At the risk of being out of pocket, I’ll start by suggesting that 𝑫𝒆𝒕𝒂𝒄𝒉𝒎𝒆𝒏𝒕 has many things to say about a system caught in the middle of extenuating obstacles and ever crumbling confines.
And, on one hand, I get it. In a perfect world the situations audience members are forced to witness would be a two-way street with flawlessly applied asphalt.
That said: I wasn’t expecting this.
I surmised well in advance that Henry’s influence on others would be bloated, and it’s completely reasonable to assume that people with a teacher (Or student, actually) that they would describe as changing the trajectory of their entire lives will read through the lines and find meaning amongst the monotony.
What an absolute clustf***, however. I consider myself far from squeamish, but 𝑫𝒆𝒕𝒂𝒄𝒉𝒎𝒆𝒏𝒕’s obsession with depravity is borderline compulsive. What is received are not tragedies skirted (rather lazily, mind you) by silver-linings, but an endless slideshow of ‘worst-case’ scenarios driving the functionality (or lack thereof, actually) of its character all of the way home.

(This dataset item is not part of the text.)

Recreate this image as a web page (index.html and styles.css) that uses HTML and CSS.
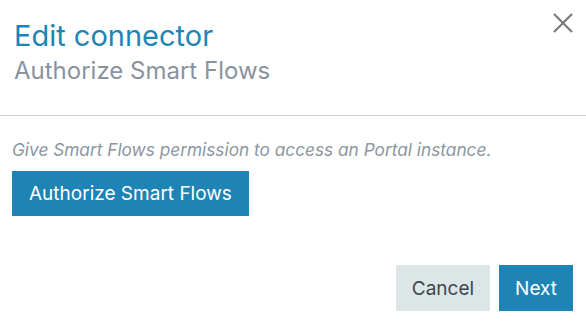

(No, really, there’s a part where a child beats a cat to death with a hammer. But I digress 🙃🙃🙃)
If you look up the word ‘Detachment’ in the dictionary this film is likely to come up -
And not because it’s a perfect representation of the word, but because it is instead an aloof attempt amongst other things. With every inch of melodrama the tenacious grip it has on its subject matter slips through it fingers, and much like a stubborn onion it has a variety of layers to offer:
But where the cross-section should be accompanied with tears, it is instead eradicated by inflation.